Unveiling platinum's electronic and dispersion impacts for enhanced benzene combustion: From nanoparticles to nanoclusters and single atoms

Abstract

Catalytic combustion using platinum (Pt) supported on metal oxides emerges as an eco-friendly approach for benzene removal. However, relationships between Pt dispersion, adsorptive properties, and reactivity across overall Pt size regimes remain unclear, as many previous studies have focused on only one or two Pt size ranges. This study systematically examines the oxidation state, electron density, and resulting adsorptive properties of Pt across a range of sizes, including isolated atoms, sub-nanometer clusters, and nanoparticles. The as-synthesized Pt/Fe2O3 catalysts with defined Pt dispersion and electronic states on faceted Fe2O3 supports. Benzene combustion kinetics are measured over Pt entities from single atoms to sub-nanometer clusters and 2 nm particles, elucidating mechanisms and structure–reactivity links. Findings reveal surprising non-monotonic activity trends that deviate from dispersion features, with an order of: Pt sub-nanometer clusters < Pt single atoms < Pt nanoparticles. Despite high dispersion, single Pt atoms and nanoclusters exhibit lower benzene combustion activity than 2 nm Pt particles on Fe2O3. This reduced activity stems from diminished adsorptive affinity of single atoms and nanoclusters for benzene and O2, tracing back to their oxidized Pt valence states.
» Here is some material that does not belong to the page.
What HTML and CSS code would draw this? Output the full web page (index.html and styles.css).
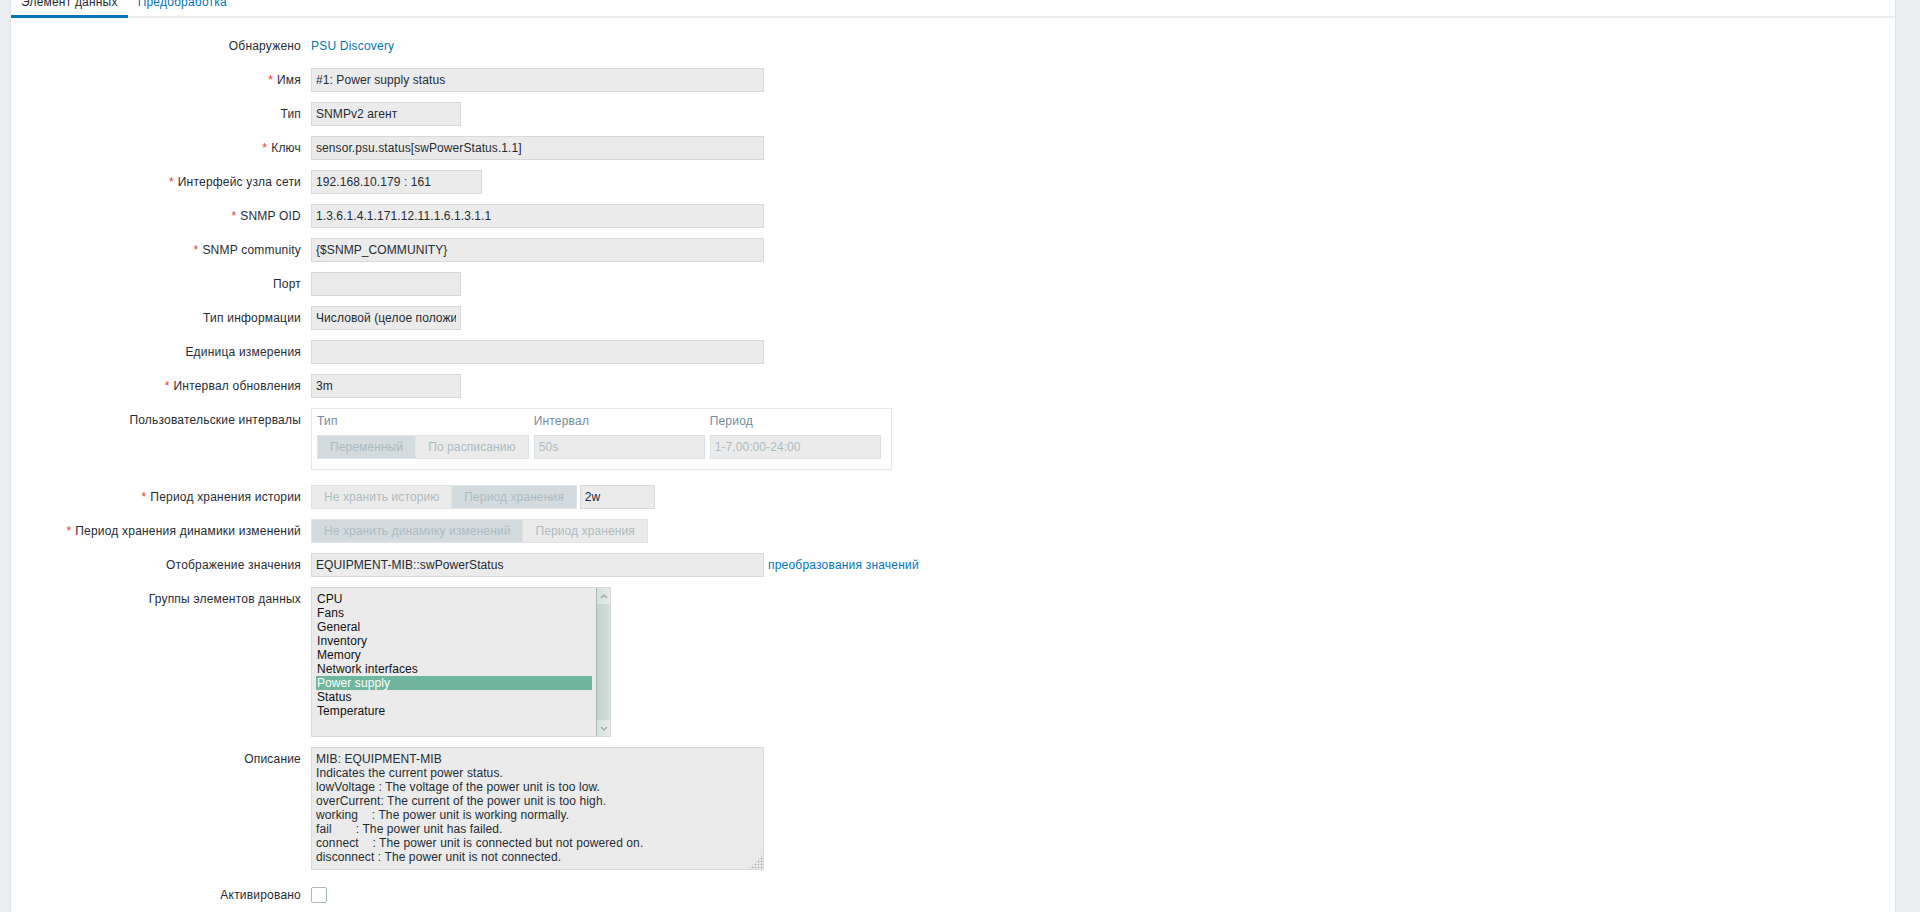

In contrast, 2 nm Pt particles show excellent benzene and oxygen adsorption capacities enabled by metallic Pt ensembles, thus maximizing reactivity. Additional insights indicate single Pt atoms supported on Fe2O3 avoid competitive benzene/O2 adsorption through a non-competitive mechanism, moderately enhancing performance versus nanoclusters with competitive adsorption. However, Pt valence state has a greater impact than adsorption mechanisms, as Pt nanoparticles are considerably more active than single atoms and nanoclusters. In situ analysis proposes plausible benzene decomposition routes over active Pt sites. The novel findings that fine-tuning Pt dispersion and electronic structure—along with kinetic mechanisms—lead to significant variations in benzene combustion reactivity will assist rational design of efficient Pt catalysts for benzene elimination.